Kadın haklarını İstanbul Sözleşmesi, soyadı düzenlemeleri, 6284 sayılı kanun üzerinden tartışamazsınız, tartıştırmayız! Kadınların mücadelesi, insan haklarını savunan herkesin mücadelesidir. Bu, yalnızca kadınların sorunu değil; özgürlüğü arzulayan herkesin ortak çabası” ifadeleri yer aldı.
ŞİDDETE KARŞI "ASLA GERİ ADIM ATMAYACAĞIZ!"

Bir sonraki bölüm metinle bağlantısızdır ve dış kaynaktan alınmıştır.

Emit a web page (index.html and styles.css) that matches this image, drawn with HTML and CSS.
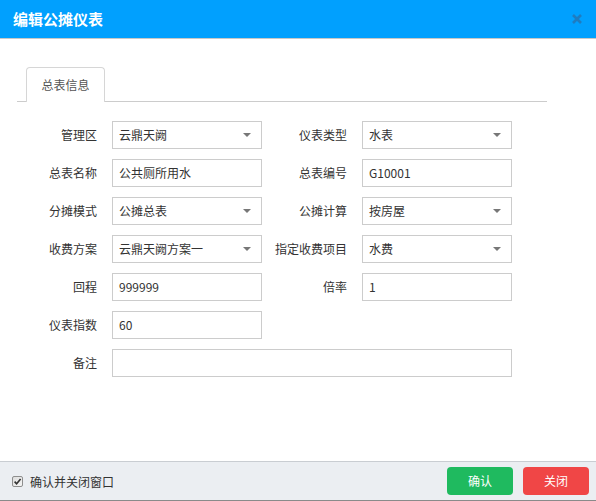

Açıklamada, kadınların sadece haber kupürleri ya da istatistik tabloları olmadığının altı çizilerek, "Bir kişiyi daha kaybetmemeye yeminliyiz" ifadelerine yer verildi. Kadınlar, şiddetin yalnızca sessizlikle değil, cesaretle engelleneceği bir toplum hayali kurduklarını belirtti. "Hayal ettiğimiz dünyada özgürce saçlarımızı savuracağız" diyerek, kız kardeşlik ve dayanışma vurgusu yaptı. Mücadelelerinin, tüm kadınların özgür ve korkusuz yaşadığı bir dünya için süreceği ifade edildi.